HPSS — harmonic-percussive source separation via median filtering (Fitzgerald, 2010) in the spectrogram domain. The ratio gates subsequent analysis: if a stem is >70% percussive, we skip harmonic features entirely (no point tracking pitch on a drum stem).

Psychoacoustic roughness — the Sethares/Plomp-Levelt dissonance model. For each frame: find spectral peaks, compute all pairwise critical-bandwidth interactions, sum dissonance. Fully vectorized via NumPy broadcasting (~50x over per-frame loops). This gives us tension — how rough and dissonant the current moment sounds. Drives harmonic-aware scene transitions.

Tonal distance — Jensen-Shannon divergence between each frame’s chroma and the track average. Measures “how far from the home key.” Key-agnostic: a modulation from C major to A minor reads as departure regardless of absolute key.

Pitch tracking — PESTO (monophonic, 12x faster than CREPE) for vocals and bass. Basic Pitch (Spotify, polyphonic ONNX) for the “other” stem. Output: pitch_hz, pitch_confidence, pitch_normalized [0,1] for spatial mapping.

Multi-timescale novelty — spectral flux smoothed at three BPM-scaled windows: ~0.5s (transients/fills), ~4s (phrase boundaries), ~16s (section changes/drops). Layer detection: new instrument entries via normalized flux + flatness change, debounced at 500ms.

Cross-Stem Coupling

The system also tracks musical relationships between stems.

Phase Locking Value (PLV) — Hilbert transform to extract instantaneous phase, then compute phase synchrony (Lachaux et al., 1999) in a sliding window. 1.0 = perfectly locked.

Lock index — weighted composite: envelope correlation (40%), PLV (35%), onset synchrony (25%). Above 0.7 = “in the pocket” (rhythmically locked). Below 0.3 = independent. This drives the Dancer Ensemble’s coupling bonus — stems that groove together get visual reinforcement.

Call-response — XOR of binary activity masks, smoothed. High when exactly one stem is active while the other is quiet. Drives alternating visual focus.

Runtime: np.interp()

At runtime, sampling a feature is one call: float(np.interp(t, timestamps, data)). No FFT, no filtering, no computation. 9 stems x ~8 channels x 50 FPS = ~3,600 interpolation calls per second. Negligible.

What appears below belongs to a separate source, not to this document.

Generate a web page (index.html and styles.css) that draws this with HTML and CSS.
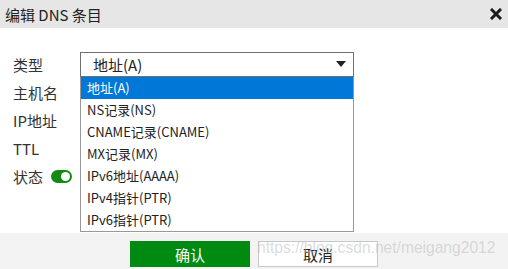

This is why 50 FPS is achievable. The audio bridge adds ~1-2ms per frame, not 50ms.

Part II: Playing the Features

Part I produces two things: a compiled CUDA graph that steers SDXL-Turbo’s generation via SAE features at four attention blocks, and pre-computed audio feature arrays for every stem. Part II is the instrument — how those features become interactive tools for navigating the model’s space through music.

The Block Config Panel: Anatomy of the Instrument

Each of the four UNet blocks gets its own panel. This is the primary control surface — where the user decides what the model expresses and how it responds to music.

Link Target

A dropdown of ~20 audio sources. Physical stems (bass, drums, vocals, other), virtual sub-bands (drums_low, drums_high, other_mid, other_high), HPSS components (bass_harmonic, drums_percussive), and derived signals (tension, global).

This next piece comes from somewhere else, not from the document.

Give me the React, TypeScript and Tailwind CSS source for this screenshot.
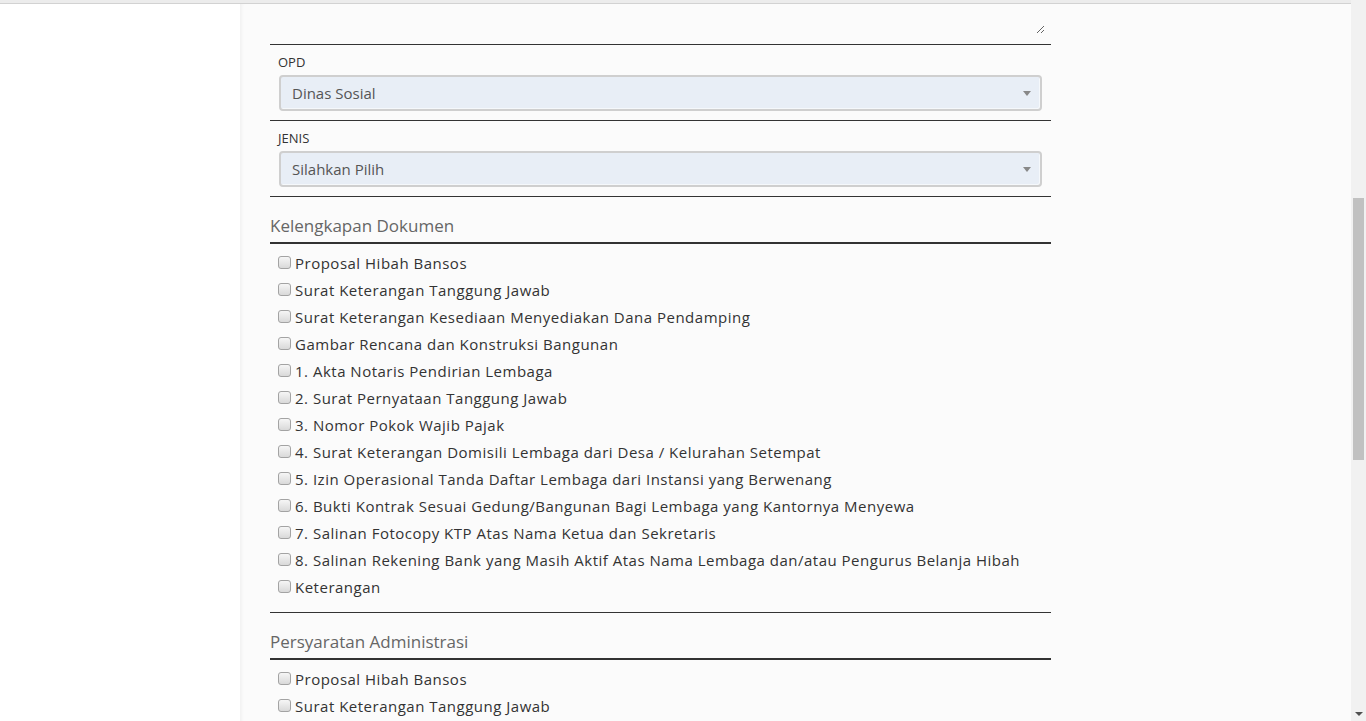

When you pick a link target, two things happen: (1) that stem’s audio features drive this block’s steering strength, and (2) if auto-config is on, the system classifies the stem and auto-derives everything else — physics preset, intensity source, spatial mask, response layer.

SAE Feature

The feature picker lets you browse 5,120 features per block. Three modes:

• Neighborhood view: ~200 features centered on the current selection, scrollable. This is the default — you see features near the one you have, organized by similarity.
• Search: Type a concept (“fire,” “faces,” “blue”) and filter all 5,120 by label and category.
• Direct ID: Numeric input for jumping to any feature by number.

27 category colors (scene, character, texture, mood, color, spatial, style…). Each feature shows its label, category tag, and confidence level.

Stage Bounds (Strength Range)

Three-handle slider: stage_left (min), stage_home (rest), stage_right (max). Default: [-30, 0, +30].

This is the “dance model” geometry. When audio energy is zero, the steering strength sits at stage_home. As energy rises, it moves toward stage_right (or stage_left for negative features). The physics determine how it moves — bouncy, smooth, snappy.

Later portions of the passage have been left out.